Among the instruments you will see in the show is Stevie Miller’s Les Paul TV Special electric  guitar that was given to him when he was 23 years old by another great guitarist named Leslie West.  

“When I was about 23 yrs old I was here in NY and there was a band called Vagrants and Mountain and a great guitarist named Leslie West, I was pestering West about how do you do this, how do you get that turned on, show me this and he got so tired of me and one day picked up his guitar and said, here you can have this and he gave it to me and kicked me out of the dressing room,” says Miller reminiscing about the experience of how he came to possess one of the most iconic beauty musical instruments. That guitar is the 1961 Les Paul TV Special electric guitar and the TV model means the guitar was painted dull-yellow because it looked better in the black and white television of that era. Miller had the guitar repainted in psychedelic design, and is one of his favorites from his collection of 400 plus guitars. Miller promises to donate the guitar to the museum’s musical instruments department in the near future.

Also on view, along with a silhouette of the artist on the wall next to it, is the Love Symbol guitar, an intricately carved sculptural guitar that was designed and played by Prince, the late African American iconic musician and actor who died in 2016. This guitar, which Prince used as a symbol to protest and assert his artistic independence following his 1993 contract dispute with Warner Brothers music specifically will resonate with many viewers, calling to minds the artist’s flamboyant, groundbreaking music, and his unorthodox music videos in which he sometimes dressed anomaly.

A broken piece from one of Jimi Hendrix’s iconic guitars is also on display in the collection.

Stripped of their stereotypical characters as iconic Rock & Roll musical instruments, these instruments symbolize beauty, strength, talent, and innovation.
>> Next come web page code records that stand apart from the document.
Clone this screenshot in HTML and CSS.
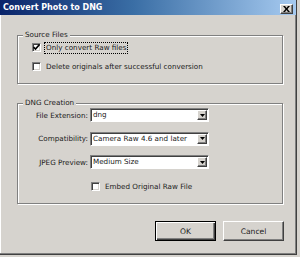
FILE: index.html
```html
<!DOCTYPE html>
<html>
<head>
<meta charset="utf-8">
<link rel="stylesheet" href="styles.css">
</head>
<body>
<div class="window">
  <div class="titlebar">
    <span class="title">Convert Photo to DNG</span>
    <span class="close"><svg width="7" height="6" viewBox="0 0 7 6"><path d="M0 0h2l1.5 2 1.5-2h2l-2.5 3 2.5 3h-2l-1.5-2-1.5 2h-2l2.5-3z" fill="#000"/></svg></span>
  </div>
  <div class="content">
    <div class="group group-source">
      <div class="legend">Source Files</div>
      <label class="check-row row-first">
        <span class="box checked"><svg width="7" height="7" viewBox="0 0 7 7"><path d="M0.5 3l2 2 4-4.5" fill="none" stroke="#000" stroke-width="1.6"/></svg></span>
        <span class="focus">Only convert Raw files</span>
      </label>
      <label class="check-row row-second">
        <span class="box"></span>
        <span class="text">Delete originals after successful conversion</span>
      </label>
    </div>
    <div class="group group-dng">
      <div class="legend">DNG Creation</div>
      <div class="field">
        <span class="field-label">File Extension:</span>
        <span class="select"><span class="value">dng</span><span class="arrow"><svg width="5" height="3" viewBox="0 0 5 3"><path d="M0 0h5l-2.5 3z" fill="#000"/></svg></span></span>
      </div>
      <div class="field">
        <span class="field-label">Compatibility:</span>
        <span class="select"><span class="value">Camera Raw 4.6 and later</span><span class="arrow"><svg width="5" height="3" viewBox="0 0 5 3"><path d="M0 0h5l-2.5 3z" fill="#000"/></svg></span></span>
      </div>
      <div class="field">
        <span class="field-label">JPEG Preview:</span>
        <span class="select"><span class="value">Medium Size</span><span class="arrow"><svg width="5" height="3" viewBox="0 0 5 3"><path d="M0 0h5l-2.5 3z" fill="#000"/></svg></span></span>
      </div>
      <label class="check-row row-embed">
        <span class="box"></span>
        <span class="text">Embed Original Raw File</span>
      </label>
    </div>
    <div class="buttons">
      <button class="btn btn-default">OK</button>
      <button class="btn">Cancel</button>
    </div>
  </div>
</div>
</body>
</html>
```
FILE: styles.css
```css
html, body {
  margin: 0;
  padding: 0;
  background: #d6d3ce;
}
body {
  width: 300px;
  height: 257px;
  overflow: hidden;
  font-family: "DejaVu Sans", sans-serif;
  font-size: 7.2px;
  color: #1a1a1a;
}
.window {
  width: 297px;
  height: 255px;
  box-sizing: border-box;
  background: #d6d3ce;
  border-right: 1px solid #404040;
  border-bottom: 1px solid #404040;
  box-shadow: inset -1px -1px 0 #808080, inset 1px 0 0 #ffffff;
  display: flex;
  flex-direction: column;
}
.titlebar {
  height: 15px;
  flex: none;
  background: linear-gradient(to right, #0a246a 0%, #3a6ea5 45%, #a6caf0 100%);
  display: flex;
  align-items: center;
  justify-content: space-between;
  padding: 0 3px 0 3px;
}
.title {
  color: #fff;
  font-weight: bold;
  font-size: 8px;
  font-family: "DejaVu Sans", sans-serif;
}
.close {
  width: 13px;
  height: 10px;
  margin-top: 3px;
  box-sizing: border-box;
  background: #d6d3ce;
  border: 1px solid;
  border-color: #fff #404040 #404040 #fff;
  box-shadow: inset -1px -1px 0 #808080;
  display: flex;
  align-items: center;
  justify-content: center;
}
.close svg { display: block; }
.content {
  padding: 20px 0 0 17px;
  display: flex;
  flex-direction: column;
}
.group {
  width: 266px;
  box-sizing: border-box;
  border: 1px solid #808080;
  box-shadow: inset 1px 1px 0 #fff, 1px 1px 0 #fff;
  display: flex;
  flex-direction: column;
}
.group-source {
  height: 49px;
}
.group-dng {
  height: 101px;
  margin-top: 19px;
}
.legend {
  align-self: flex-start;
  margin: -6px 0 0 5px;
  padding: 0 2px;
  background: #d6d3ce;
  line-height: 10px;
  height: 10px;
}
.check-row {
  display: flex;
  align-items: center;
  height: 11px;
}
.row-first {
  margin: 2px 0 0 14px;
}
.row-second {
  margin: 8px 0 0 14px;
}
.row-embed {
  margin: 12px 0 0 73px;
}
.box {
  width: 9px;
  height: 9px;
  box-sizing: border-box;
  background: #fff;
  border: 1px solid;
  border-color: #808080 #fff #fff #808080;
  box-shadow: inset 1px 1px 0 #404040, inset -1px -1px 0 #d6d3ce;
  display: flex;
  align-items: center;
  justify-content: center;
  flex: none;
}
.box svg { display: block; }
.focus {
  margin-left: 4px;
  padding: 0 1px;
  outline: 1px dotted #000;
  outline-offset: 0;
  line-height: 10px;
}
.text {
  margin-left: 5px;
  line-height: 10px;
}
.field {
  display: flex;
  align-items: center;
  height: 14px;
}
.field:nth-of-type(1) { margin-top: 1px; }
.field + .field { margin-top: 9.5px; }
.field-label {
  width: 70px;
  text-align: right;
  padding-right: 2px;
}
.select {
  width: 119px;
  height: 14px;
  box-sizing: border-box;
  background: #fff;
  border: 1px solid;
  border-color: #808080 #fff #fff #808080;
  box-shadow: inset 1px 1px 0 #404040;
  display: flex;
  align-items: center;
  justify-content: space-between;
  padding: 1px 1px 1px 2px;
}
.value {
  line-height: 10px;
}
.arrow {
  width: 10px;
  height: 10px;
  box-sizing: border-box;
  background: #d6d3ce;
  border: 1px solid;
  border-color: #fff #404040 #404040 #fff;
  box-shadow: inset -1px -1px 0 #808080;
  display: flex;
  align-items: center;
  justify-content: center;
}
.arrow svg { display: block; }
.buttons {
  display: flex;
  gap: 7px;
  margin: 17px 0 0 138px;
}
.btn {
  width: 61px;
  height: 20px;
  box-sizing: border-box;
  background: #d6d3ce;
  font-family: "DejaVu Sans", sans-serif;
  font-size: 7.6px;
  color: #1a1a1a;
  border: 1px solid;
  border-color: #fff #404040 #404040 #fff;
  box-shadow: inset -1px -1px 0 #808080;
  padding: 0;
}
.btn-default {
  border: 1px solid #000;
  box-shadow: inset 1px 1px 0 #fff, inset -1px -1px 0 #404040, inset -2px -2px 0 #808080;
}
```
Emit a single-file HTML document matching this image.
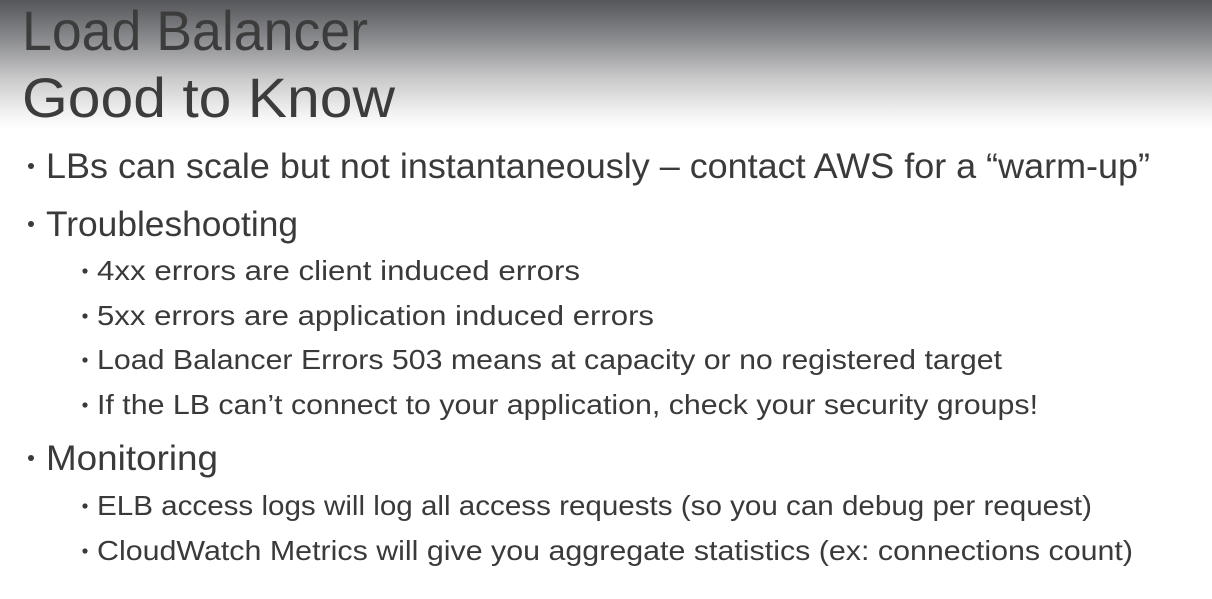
<!DOCTYPE html>
<html><head><style>
html,body{margin:0;padding:0;width:1212px;height:599px;overflow:hidden;background:#fff}
.bg{position:absolute;left:0;top:0;width:1212px;height:130px;background:linear-gradient(#55565a 0%,#8a8b8e 30%,#c9c9ca 60%,#f3f3f3 88%,#fff 100%)}
svg{position:absolute;left:0;top:0}
text{font-family:"Liberation Sans",sans-serif;fill:#3a3a3a}
circle{fill:#3a3a3a}
</style></head><body>
<div class="bg"></div>
<svg width="1212" height="599">
<text x="22" y="50" font-size="56" textLength="346" lengthAdjust="spacingAndGlyphs" style="fill:#3c3c3c">Load Balancer</text>
<text x="22" y="117" font-size="56" textLength="373" lengthAdjust="spacingAndGlyphs" style="fill:#3c3c3c">Good to Know</text>
<circle cx="31" cy="166" r="3"/>
<text x="46" y="178" font-size="35" textLength="1104" lengthAdjust="spacingAndGlyphs">LBs can scale but not instantaneously – contact AWS for a “warm-up”</text>
<circle cx="31" cy="224" r="3"/>
<text x="46" y="236" font-size="35" textLength="252" lengthAdjust="spacingAndGlyphs">Troubleshooting</text>
<circle cx="85" cy="271" r="2.6"/>
<text x="97" y="280" font-size="28" textLength="483" lengthAdjust="spacingAndGlyphs">4xx errors are client induced errors</text>
<circle cx="85" cy="316" r="2.6"/>
<text x="97" y="325" font-size="28" textLength="557" lengthAdjust="spacingAndGlyphs">5xx errors are application induced errors</text>
<circle cx="85" cy="360" r="2.6"/>
<text x="97" y="369" font-size="28" textLength="905" lengthAdjust="spacingAndGlyphs">Load Balancer Errors 503 means at capacity or no registered target</text>
<circle cx="85" cy="405" r="2.6"/>
<text x="97" y="414" font-size="28" textLength="941" lengthAdjust="spacingAndGlyphs">If the LB can’t connect to your application, check your security groups!</text>
<circle cx="31" cy="458" r="3"/>
<text x="46" y="470" font-size="35" textLength="172" lengthAdjust="spacingAndGlyphs">Monitoring</text>
<circle cx="85" cy="506" r="2.6"/>
<text x="97" y="515" font-size="28" textLength="995" lengthAdjust="spacingAndGlyphs">ELB access logs will log all access requests (so you can debug per request)</text>
<circle cx="85" cy="551" r="2.6"/>
<text x="97" y="560" font-size="28" textLength="1036" lengthAdjust="spacingAndGlyphs">CloudWatch Metrics will give you aggregate statistics (ex: connections count)</text>
</svg>
</body></html>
The show is not just dazzling, and ostentatious, it is empirically illuminating— bringing out the feelings of awe, recognition, inclusiveness—and a sort of coded mindful dialogue that calls to viewers’ minds as you walk through the gallery the importance of music and musicians to our societies.
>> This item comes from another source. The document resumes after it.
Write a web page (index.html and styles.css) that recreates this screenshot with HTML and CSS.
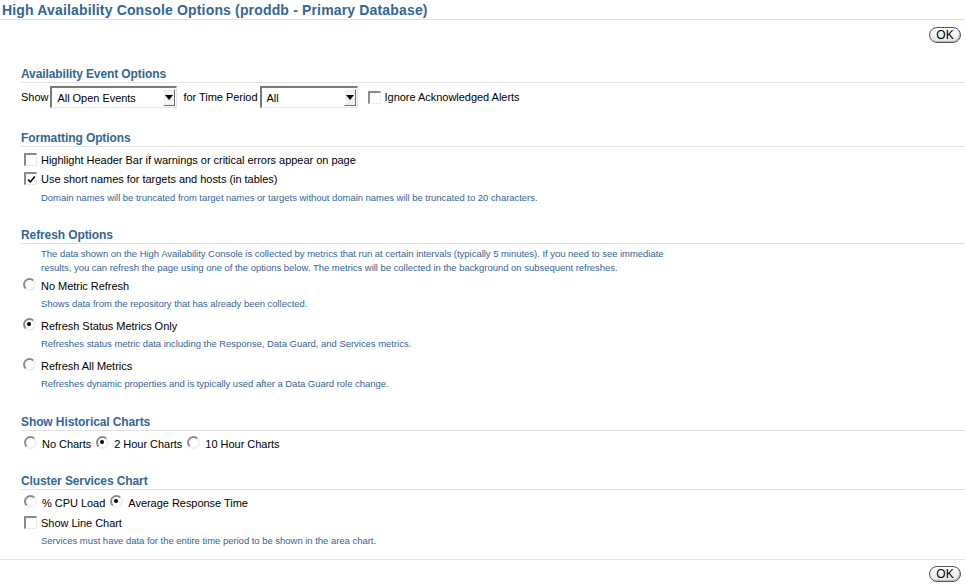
FILE: index.html
```html
<!DOCTYPE html>
<html lang="en">
<head>
<meta charset="utf-8">
<title>High Availability Console Options</title>
<link rel="stylesheet" href="styles.css">
</head>
<body>
<h1 class="page-title">High Availability Console Options (proddb - Primary Database)</h1>
<div class="btn-bar btn-top"><button class="ok-btn" type="button">OK</button></div>

<div class="content">
  <section class="sec sec-avail">
    <h2 class="sec-title">Availability Event Options</h2>
    <div class="sel-row">
      <span class="lbl">Show</span>
      <span class="select sel-events"><span class="sel-val">All Open Events</span><span class="sel-btn"><span class="tri"></span></span></span>
      <span class="lbl lbl-period">for Time Period</span>
      <span class="select sel-period"><span class="sel-val">All</span><span class="sel-btn"><span class="tri"></span></span></span>
      <span class="chk chk-inline"></span>
      <span class="lbl">Ignore Acknowledged Alerts</span>
    </div>
  </section>

  <section class="sec sec-format">
    <h2 class="sec-title">Formatting Options</h2>
    <div class="opts">
      <div class="chk-row"><span class="chk"></span><span class="lbl">Highlight Header Bar if warnings or critical errors appear on page</span></div>
      <div class="chk-row"><span class="chk checked"><svg width="9" height="9" viewBox="0 0 9 9"><path d="M1.2 4.6 L3.4 6.9 L7.8 1.6" fill="none" stroke="#000" stroke-width="1.6"/></svg></span><span class="lbl">Use short names for targets and hosts (in tables)</span></div>
      <p class="help help-fmt">Domain names will be truncated from target names or targets without domain names will be truncated to 20 characters.</p>
    </div>
  </section>

  <section class="sec sec-refresh">
    <h2 class="sec-title">Refresh Options</h2>
    <p class="help intro">The data shown on the High Availability Console is collected by metrics that run at certain intervals (typically 5 minutes). If you need to see immediate<br>results, you can refresh the page using one of the options below. The metrics will be collected in the background on subsequent refreshes.</p>
    <div class="radio-opt">
      <div class="radio-row"><span class="radio"></span><span class="lbl">No Metric Refresh</span></div>
      <p class="help">Shows data from the repository that has already been collected.</p>
    </div>
    <div class="radio-opt">
      <div class="radio-row"><span class="radio on"></span><span class="lbl">Refresh Status Metrics Only</span></div>
      <p class="help">Refreshes status metric data including the Response, Data Guard, and Services metrics.</p>
    </div>
    <div class="radio-opt">
      <div class="radio-row"><span class="radio"></span><span class="lbl">Refresh All Metrics</span></div>
      <p class="help">Refreshes dynamic properties and is typically used after a Data Guard role change.</p>
    </div>
  </section>

  <section class="sec sec-hist">
    <h2 class="sec-title">Show Historical Charts</h2>
    <div class="radio-line">
      <span class="radio"></span><span class="lbl">No Charts</span>
      <span class="radio on"></span><span class="lbl">2 Hour Charts</span>
      <span class="radio"></span><span class="lbl">10 Hour Charts</span>
    </div>
  </section>

  <section class="sec sec-cluster">
    <h2 class="sec-title">Cluster Services Chart</h2>
    <div class="radio-line">
      <span class="radio"></span><span class="lbl">% CPU Load</span>
      <span class="radio on"></span><span class="lbl">Average Response Time</span>
    </div>
    <div class="chk-row"><span class="chk"></span><span class="lbl">Show Line Chart</span></div>
    <p class="help help-cluster">Services must have data for the entire time period to be shown in the area chart.</p>
  </section>
</div>

<div class="foot-line"></div>
<div class="btn-bar btn-bottom"><button class="ok-btn" type="button">OK</button></div>
</body>
</html>
```
FILE: styles.css
```css
html, body {
  margin: 0;
  padding: 0;
  background: #ffffff;
}
body {
  font-family: "Liberation Sans", Arial, sans-serif;
  font-size: 11px;
  color: #000;
  width: 965px;
}
.page-title {
  margin: 0;
  padding: 2px 0 0 2px;
  height: 17px;
  line-height: 17px;
  font-size: 14px;
  font-weight: bold;
  color: #336699;
  border-bottom: 1px solid #e3e3e3;
  letter-spacing: 0.16px;
}
.btn-bar {
  display: flex;
  justify-content: flex-end;
  padding-right: 4px;
}
.btn-top { padding-top: 7px; }
.btn-bottom { padding-top: 6px; }
.ok-btn {
  width: 32px;
  height: 16px;
  padding: 0;
  margin: 0;
  border: 1px solid #555;
  border-radius: 8px;
  background: linear-gradient(#ffffff, #e4e4e4);
  font-family: "Liberation Sans", Arial, sans-serif;
  font-size: 12px;
  line-height: 14px;
  color: #000;
  box-shadow: inset -1px -1px 0 #bbb;
}
.content {
  padding-left: 21px;
}
.sec-title {
  margin: 0;
  padding: 0 0 1px 0;
  height: 14px;
  line-height: 14px;
  font-size: 12px;
  font-weight: bold;
  color: #336699;
  border-bottom: 1px solid #e3e3e3;
  letter-spacing: -0.1px;
}
.sec-avail { margin-top: 24px; }
.sec-format { margin-top: 23px; }
.sec-refresh { margin-top: 23px; }
.sec-hist { margin-top: 24px; }
.sec-cluster { margin-top: 20px; }

.lbl {
  letter-spacing: -0.03px;
  white-space: nowrap;
}
.sel-row {
  display: flex;
  align-items: center;
  margin-top: 3px;
  height: 22px;
}
.select {
  position: relative;
  display: flex;
  align-items: center;
  box-sizing: border-box;
  height: 22px;
  margin-left: 2px;
  background: #fff;
  border-top: 2px solid #7a7a7a;
  border-left: 2px solid #7a7a7a;
  border-right: 1px solid #e6e6e6;
  border-bottom: 1px solid #e6e6e6;
}
.sel-events { width: 127px; }
.sel-period { width: 98px; }
.sel-val {
  flex: 1;
  padding-left: 5px;
  letter-spacing: -0.03px;
  white-space: nowrap;
}
.sel-btn {
  display: flex;
  align-items: center;
  justify-content: center;
  box-sizing: border-box;
  width: 12px;
  height: 17px;
  margin-right: 1px;
  background: #f2f2f2;
  border-top: 1px solid #fff;
  border-left: 1px solid #fff;
  border-right: 1px solid #6e6e6e;
  border-bottom: 1px solid #6e6e6e;
}
.tri {
  width: 0;
  height: 0;
  border-left: 4px solid transparent;
  border-right: 4px solid transparent;
  border-top: 5px solid #000;
}
.lbl-period { margin-left: 6px; }
.chk {
  display: inline-flex;
  align-items: center;
  justify-content: center;
  box-sizing: border-box;
  width: 13px;
  height: 13px;
  background: #fff;
  border-top: 2px solid #8a8a8a;
  border-left: 2px solid #8a8a8a;
  border-right: 1px solid #ececec;
  border-bottom: 1px solid #ececec;
  flex: none;
}
.chk svg { display: block; }
.chk-inline { margin-left: 10px; margin-right: 4px; }
.opts { margin-top: 3px; }
.chk-row {
  display: flex;
  align-items: center;
  height: 19px;
  padding-left: 3px;
}
.chk-row .chk { margin-right: 4px; }
.help {
  margin: 0;
  padding-left: 20px;
  font-size: 9.5px;
  line-height: 14px;
  color: #336699;
  letter-spacing: -0.03px;
}
.help-fmt { margin-top: 3px; }
.intro { margin-top: 3px; }
.radio-opt { margin-top: 5px; }
.radio-opt:first-of-type { margin-top: 1px; }
.radio-opt .help { margin-top: 1px; }
.radio-row, .radio-line {
  display: flex;
  align-items: center;
  height: 20px;
}
.radio-row { padding-left: 2px; }
.radio-line { margin-top: 3px; padding-left: 3px; }
.radio {
  position: relative;
  box-sizing: border-box;
  width: 13px;
  height: 13px;
  border-radius: 50%;
  background: #fff;
  border: 2px solid;
  border-color: #8a8a8a #f0f0f0 #f0f0f0 #8a8a8a;
  margin-top: -4px;
  flex: none;
}
.radio.on::after {
  content: "";
  position: absolute;
  left: 2px;
  top: 2px;
  width: 4px;
  height: 4px;
  border-radius: 50%;
  background: #000;
}
.radio-row .radio { margin-right: 5px; }
.radio-line .radio { margin-right: 5px; }
.radio-line .lbl { margin-right: 5px; }
.help-cluster { margin-top: 2px; }
.foot-line {
  margin-top: 11px;
  height: 0;
  border-top: 1px solid #e3e3e3;
}
```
At a time when music and other arts activities are being cut or eliminated from schools curriculum and programs, this timely exhibition reminds viewers of musical programs significance of bringing joy not only to our societies but its innovative temperament in soothing the minds, helping children to learn and transforming pure talents into bona fide artists that have made some of the best contributions to the world at large.

More importantly, this show serves as a reminder to all of us that unorthodox innovations and anomaly personalities in our societies are very much the missing pieces to our incomplete cultural and political societal-puzzle.